While the Weissman-Betty Grdina antics filled the newspapers and air-waves others also made significant contributions. Following one heated Citv Council meeting Assistant Safety Director Tonia Grdina, fire in her eves approached Council President George Forbes and blurted, "I hope you rot in jail." Forbes, under indictment at the time, didn't respond - but didn't forget - the remark.

The pressures applied to rid certain employees from City Hall often became so intense that workers were literally forced to their sickbeds. In I early 1979 as Finance Director Mary Medvick was plotting the ouster of Purchases and Supplies Commissioner Bill Hyde, Medvick's secretary - Janet Lavdis became so upset with the pressure surrounding the Hyde caper that she missed three days of work with a chronic case of frayed nerves. (After the election, a civil service referee recommended Hyde be reinstated and strongly criticized Medvick's actions surrounding the dismissal.)

While the mayor's 236-vote victory in the 1978 recall election should have sounded a warning to Kucinich that the antics of his followers were jeopardizing his political career, the warning went unheeded. Only as the November election neared did it become clear to some Kucinich diehards that Weissman and Betty Grdina were costing the mayor dearly. "If I hear one more person mention Weissman and Betty I think I'll throw up," lamented one Kucinich worker who went door-to-door for the mayor on the West Side. "They (the voters) still like Dennis, but they won't vote for him because of Bob and Betty."

Actually, there is evidence to suggest that Kucinich did know of the political liabilities posed by Weissman and the Grdinas early in his administration but, for whatever reasons, chose not to muzzle them. One close friend of the mayor who detested Weissman tells of sitting in a meeting with Weissman and Kucinich when the mayor suddenly interrupted his political mentor.

"Bob, you're fucked up," Kucinich supposedly said. "You're wrong."

Another story has it that Plain Dealer Publisher Tom Vail, whose endorsement of Kucinich in 1977 helped him win the election but cost Vail dearly among his establishment cronies, convinced Kucinich in early 1978 that Weissman should be fired. Kucinich reportedly attempted to break the news to Weissman that night as they rode together in the same car. What resulted, according to one source, was a four-hour car ride which resulted in Kucinich changing his mind.

Yet another associate of the mayor's who had little use for Weissman was Kucinich's wife, Sandra, whom many of the mayor's real friends describe as "the best thing that ever happened to Dennis because she really cares about him." Once, in a meeting with two well-known allies of the mayor, Weissman expressed alarm at Sandy Kucinich's influence over her husband and complained, "He even listens to her."

The Weissman-Kucinich relationship dates back to 1967, when the 20-year-old copy boy was running for city council in the Tremont area.
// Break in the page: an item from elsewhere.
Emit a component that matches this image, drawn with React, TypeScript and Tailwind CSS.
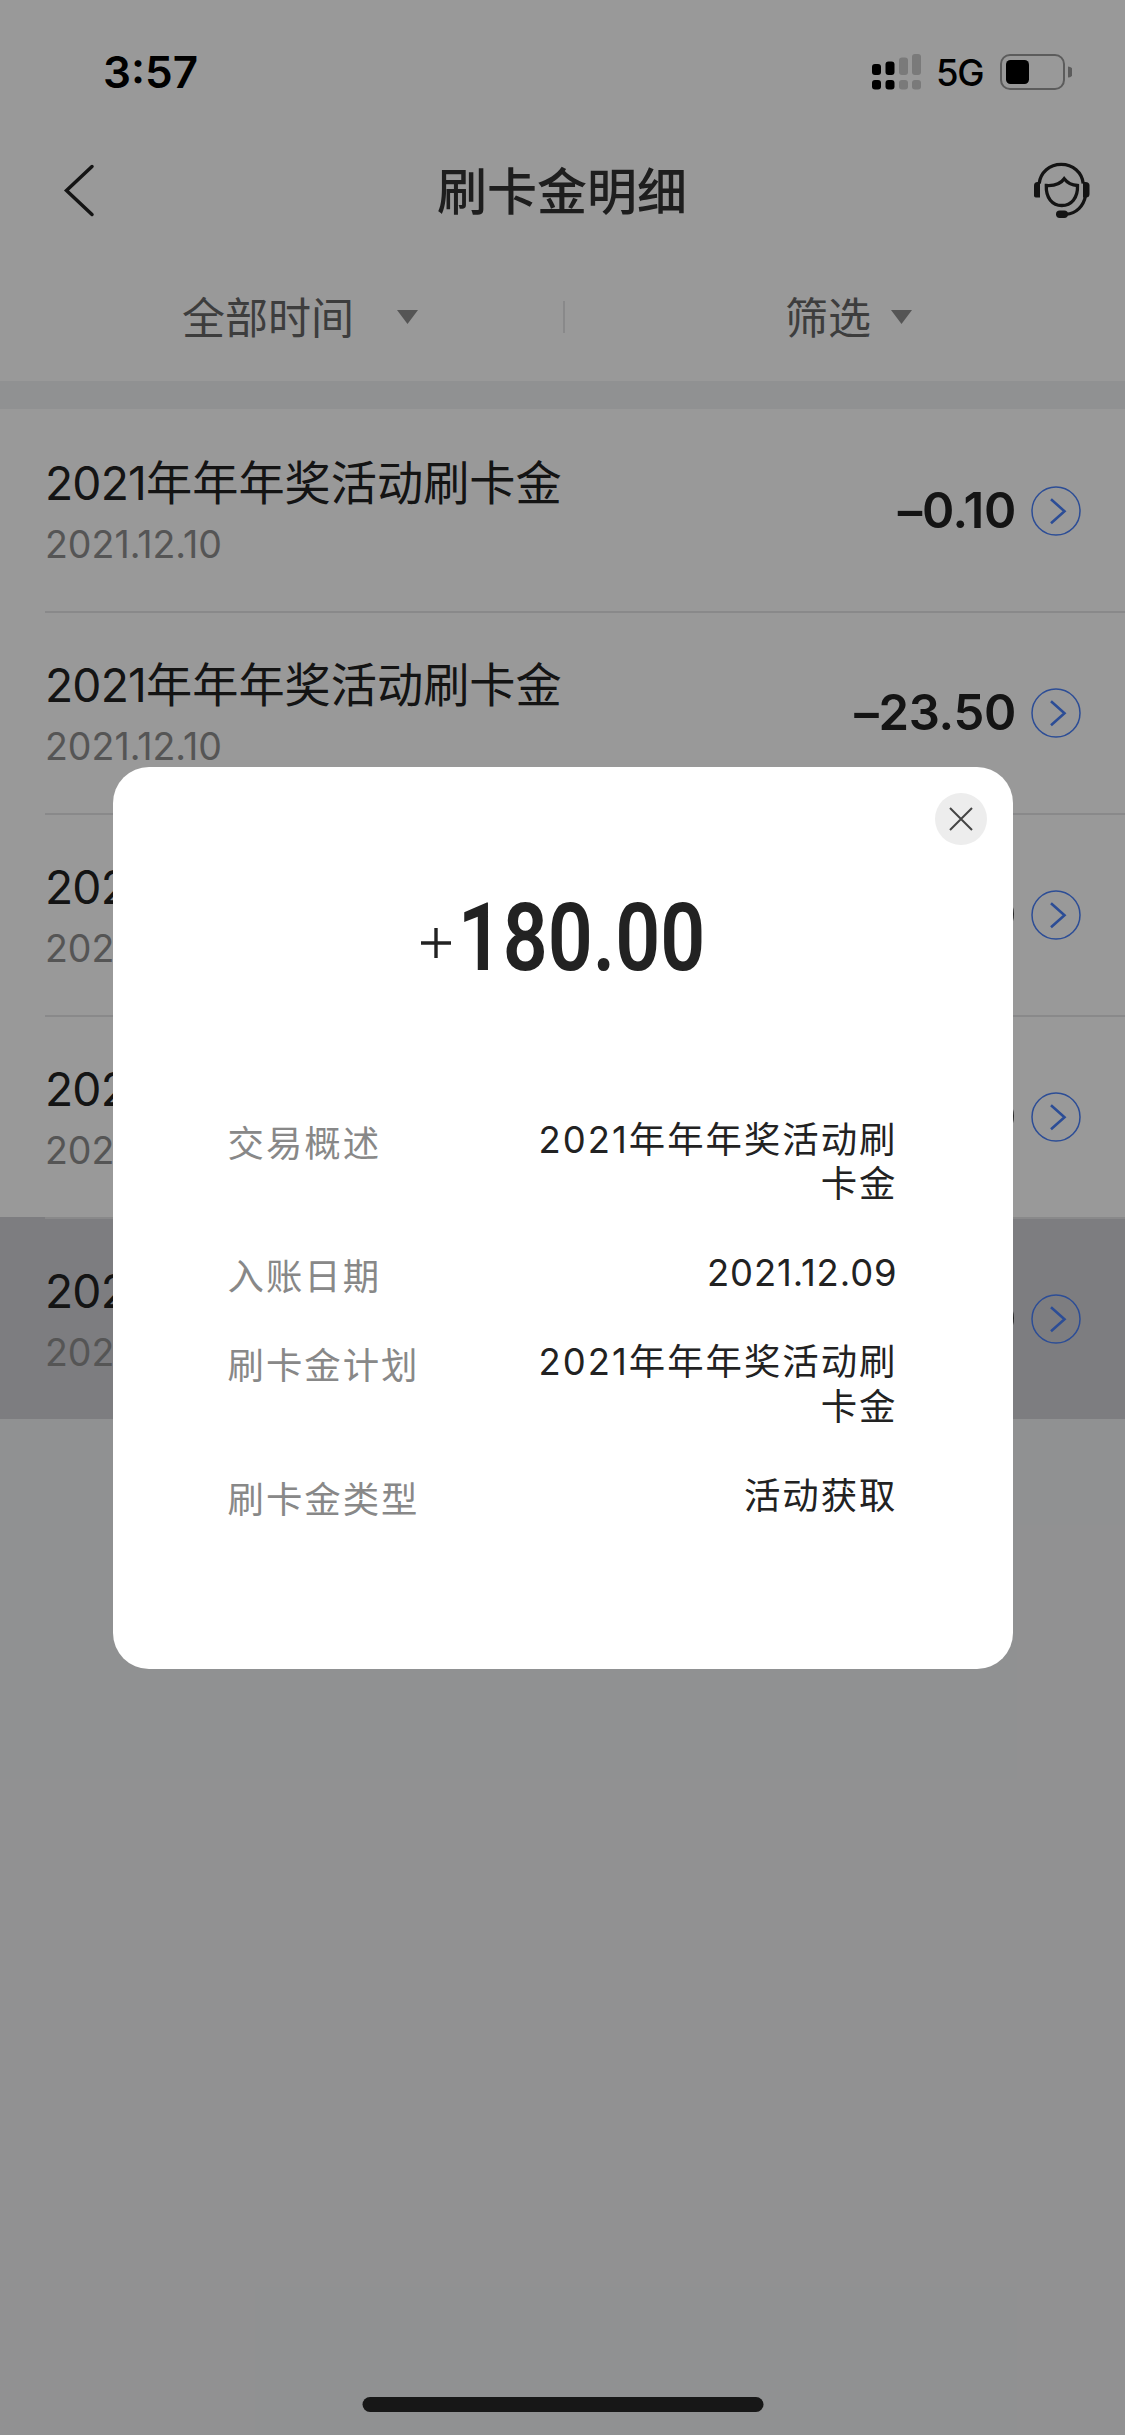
import { useState } from "react";

type Entry = {
  title: string;
  date: string;
  amount: string;
};

const entries: Entry[] = [
  { title: "2021年年年奖活动刷卡金", date: "2021.12.10", amount: "–0.10" },
  { title: "2021年年年奖活动刷卡金", date: "2021.12.10", amount: "–23.50" },
  { title: "2021年年年奖活动刷卡金", date: "2021.12.10", amount: "–10.00" },
  { title: "2021年年年奖活动刷卡金", date: "2021.12.09", amount: "+20.00" },
  { title: "2021年年年奖活动刷卡金", date: "2021.12.09", amount: "+180.00" },
];

const details = [
  { label: "交易概述", value: "2021年年年奖活动刷卡金" },
  { label: "入账日期", value: "2021.12.09", numeric: true },
  { label: "刷卡金计划", value: "2021年年年奖活动刷卡金" },
  { label: "刷卡金类型", value: "活动获取" },
];

const StatusBar = () => (
  <div className="flex h-[132px] items-start justify-between pl-[103px] pr-[53px] pt-[54px] text-black">
    <span className="text-[44px] font-semibold leading-[36px]">3:57</span>
    <div className="flex h-[36px]">
      <svg width="49" height="36" viewBox="0 0 49 36">
        <rect x="0" y="10" width="9" height="11" rx="3" />
        <rect x="13.5" y="7.5" width="9" height="13.5" rx="3" />
        <g fill="#cbcbcb">
          <rect x="27" y="3.5" width="9" height="17.5" rx="3" />
          <rect x="40" y="0" width="9" height="21" rx="3" />
          <rect x="27" y="26" width="9" height="9.5" rx="3" />
          <rect x="40" y="26" width="9" height="9.5" rx="3" />
        </g>
        <rect x="0" y="26" width="9" height="9.5" rx="3" />
        <rect x="13.5" y="26" width="9" height="9.5" rx="3" />
      </svg>
      <span className="ml-[15px] w-[49px] text-[36.5px] font-medium leading-[38px] tracking-[-1.2px]">
        5G
      </span>
      <svg className="ml-[15px]" width="72" height="36" viewBox="0 0 72 36">
        <rect x="1" y="1" width="63" height="34" rx="9" fill="none" stroke="#999" strokeWidth="2" />
        <rect x="6" y="6" width="23" height="24" rx="4.5" />
        <path d="M68 12.5a5.5 5.5 0 0 1 0 11z" fill="#999" />
      </svg>
    </div>
  </div>
);

const HeadsetIcon = () => (
  <svg className="-mt-[2px] overflow-visible" width="56" height="56" viewBox="0 0 56 56" fill="none" stroke="#222" strokeWidth="3.3">
    <path d="M5.2 21.5C6.5 10.5 15.5 2.4 27.2 2.4S48 10.5 49.2 21.5" />
    <path d="M51.5 34C49.5 44 42.5 51.5 32 52.3" />
    <path d="M12.3 23.5C17.5 23.8 26 23 30.2 16.8C33.4 21 38 23.3 43.5 23.5C44 36 37.3 43.5 27.8 43.5S11.8 36 12.3 23.5z" />
    <g fill="#222" stroke="none">
      <path d="M3.5 20H6V35.5H1.8Q0 35.5 0 33.5V23.5Q0 20 3.5 20z" />
      <path d="M49 20H51.5Q55.5 20 55.5 23.5V32Q55.5 35.5 52 35.5H49z" />
      <rect x="22" y="48.5" width="12" height="7.5" rx="3.7" />
    </g>
  </svg>
);

const Caret = ({ className = "" }: { className?: string }) => (
  <svg className={className} width="21" height="14" viewBox="0 0 21 14" fill="#8e8e8e">
    <path d="M0 0h21L10.5 14z" />
  </svg>
);

const CircleArrow = () => (
  <svg width="50" height="50" viewBox="0 0 50 50" fill="none" stroke="#4a80fa">
    <circle cx="25" cy="25" r="24" strokeWidth="1.5" />
    <path d="M20 13.2L33.5 25.3L20 37.3" strokeWidth="2.6" />
  </svg>
);

const Row = ({ entry, active, first }: { entry: Entry; active: boolean; first: boolean }) => (
  <div className={active ? "h-[202px] bg-[#d1d1d6] pl-[45px]" : "h-[202px] bg-white pl-[45px]"}>
    <div
      className={
        first
          ? "flex h-full items-center justify-between border-t-2 border-transparent pr-[44px]"
          : "flex h-full items-center justify-between border-t-2 border-[#e4e4e6] pr-[44px]"
      }
    >
      <div className="flex flex-col pt-1">
        <span className="text-[46.2px] leading-[62px] text-[#222]">
          <span className="tracking-[-0.8px]">{entry.title.slice(0, 4)}</span>
          {entry.title.slice(4)}
        </span>
        <span className="pt-[2px] text-[37.5px] leading-[58px] text-[#8e8e8e]">
          {entry.date}
        </span>
      </div>
      <div className="flex items-center gap-[15px]">
        <span className="text-[49px] font-[570] leading-[50px] tracking-[-0.3px] text-[#222]">
          {entry.amount}
        </span>
        <CircleArrow />
      </div>
    </div>
  </div>
);

const DetailModal = ({ onClose }: { onClose: () => void }) => (
  <div className="relative flex h-[902px] w-[900px] flex-col rounded-[36px] bg-white px-[115px]">
    <button
      onClick={onClose}
      className="absolute right-[26px] top-[26px] grid size-[52px] place-items-center rounded-full bg-[#ededed]"
    >
      <svg width="24" height="24" viewBox="0 0 24 24" stroke="#444" strokeWidth="2">
        <path d="M1 1L23 23M23 1L1 23" />
      </svg>
    </button>
    <div className="mt-[123px] flex h-[96px] pl-[193px] text-[#222]">
      <svg className="mt-[38px]" width="30" height="30" viewBox="0 0 30 30" stroke="#222" strokeWidth="3.4">
        <path d="M0 15H30M15 0V30" />
      </svg>
      <span className="w-[250px] origin-left scale-x-[0.83] whitespace-nowrap pl-[8px] font-['Roboto'] text-[95px] font-semibold leading-[96px]">
        180.00
      </span>
    </div>
    <div className="mt-[132px] flex flex-col gap-[44.5px] text-[36.4px] leading-[44.5px] tracking-[2px]">
      {details.map((item) => (
        <div key={item.label} className="flex items-start justify-between">
          <span className="-mb-[4px] pt-[4px] text-[#888]">{item.label}</span>
          <span
            className={
              item.numeric
                ? "w-[364px] text-right tracking-[0.9px] text-[#222]"
                : "w-[364px] text-right text-[#222]"
            }
          >
            {item.value}
          </span>
        </div>
      ))}
    </div>
  </div>
);

export default function App() {
  const [open, setOpen] = useState(true);

  return (
    <div className="relative h-[2435px] w-[1125px] overflow-hidden bg-[#f1f2f4] font-['Inter','Noto_Sans_CJK_SC',sans-serif]">
      <div className="bg-white">
        <StatusBar />
        <div className="flex h-[117px] items-center justify-between pl-[62px] pr-[35px]">
          <svg className="overflow-visible" width="30" height="54" viewBox="0 0 30 54" fill="none" stroke="#222" strokeWidth="3.5" strokeLinecap="round">
            <path d="M30 2.5L4.5 26.5L30 50.5" />
          </svg>
          <h1 className="pr-[2px] pt-[3px] text-[50px] font-medium leading-[60px] text-[#333]">
            刷卡金明细
          </h1>
          <HeadsetIcon />
        </div>
        <div className="flex h-[132px] items-center pt-[3px] text-[43px] text-[#666]">
          <div className="flex w-[563px] items-center justify-center pl-[37px]">
            <span className="pt-[3px]">全部时间</span>
            <Caret className="ml-[43px]" />
          </div>
          <div className="h-[32px] w-[2px] bg-[#e4e4e6]" />
          <div className="flex w-[560px] items-center justify-center pl-[7px]">
            <span className="pt-[3px]">筛选</span>
            <Caret className="ml-[20px]" />
          </div>
        </div>
      </div>
      <div className="mt-[28px]">
        {entries.map((entry, i) => (
          <Row key={i} entry={entry} active={i === 4} first={i === 0} />
        ))}
      </div>
      {open && (
        <div className="absolute inset-0 flex items-center justify-center bg-black/40">
          <DetailModal onClose={() => setOpen(false)} />
        </div>
      )}
      <div className="absolute bottom-[23px] left-1/2 h-[15px] w-[401px] -translate-x-1/2 rounded-full bg-[#171717]" />
    </div>
  );
}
As head of the United Auto Workers' political arm, Weissman mailed questionnaires to all candidates for Cleveland office. While most candidates returned one-page responses filled with standard political rhetoric, Kucinich sent Weissman a 12-page, typewritten report outlining ways to deal with the city's problems. What resulted was a political marriage which saw Kucinich run for elected office 10 times in the next 12 years with Weissman behind the scenes during every attempt.

While Kucinich obviously had deep respect for Weissman's political abilities, there are many who feel the relationship goes deeper - that Kucinich, the product of an unhappy and troubled childhood, adopted Weissman as his surrogate father.

During their 12 years together, Kucinich acquired many of Weissman's traits. And so, with his political potency diminishing daily, Kucinich refused to lift a finger to stop the erosion. Following the primary election, Kucinich confided to some that he pri vately doubted Weissman's strategy for the runoff election - that he was unsure that the tactics centered around a five-week frontal assault on challenger Voinovich would work.

"But Bob had bailed him out in the past so Dennis felt he better stick with Weissman again, even if it didn't work," explained one insider. In the end, the strategy failed miserably. It failed because Kucinich, on too many occasions, abandoned his own good judgment in favor of the twisted logic offered him by Weissman.

And while anyone would be hard put to explain why Kucinich stuck with his political mentor, the only logical reason is that Kucinich erred because he never really understood the uses and abuses of power and allowed others to use that power in a destructive manner. Power, as the Kucinich team saw it, was the reluctance to grant civil service protection to appointees for fear of losing a grip on them, losing the ability to control them. Power, as the Kucinich team saw it, was to destroy anyone who disagreed; not to merely defeat them but to pound them into submission.

In his Nobel Prize acceptance speech, the late Bertrand Russell described the love of power as the primary political sin. Politics, according to Russell, is "concerned with herds rather than individuals." According to Russell's doctrine, those who stray from the herd are cast off and branded as "idiots, criminals." The only worthy herd members are those who practice "hostility towards other herds." These types of herds, however, are doomed to fail, concluded Russell. The "wise herd" is the one which will tolerate other herds and treat them with respect. Concluded Russell:

In politics, also, a reformer may have just as strong a love of power as a despot. Much that passes as idealism is disguised hatred or disguised love of power. When you see large masses of men swayed by what appear to be noble motives, it is well to look below the surface and ask yourself what it is that makes these motives effective.

History will record that on November 6, 1979, Cleveland voters followed Russell's advice, that they did indeed "look below the surface." And when they looked, they did not like what they saw.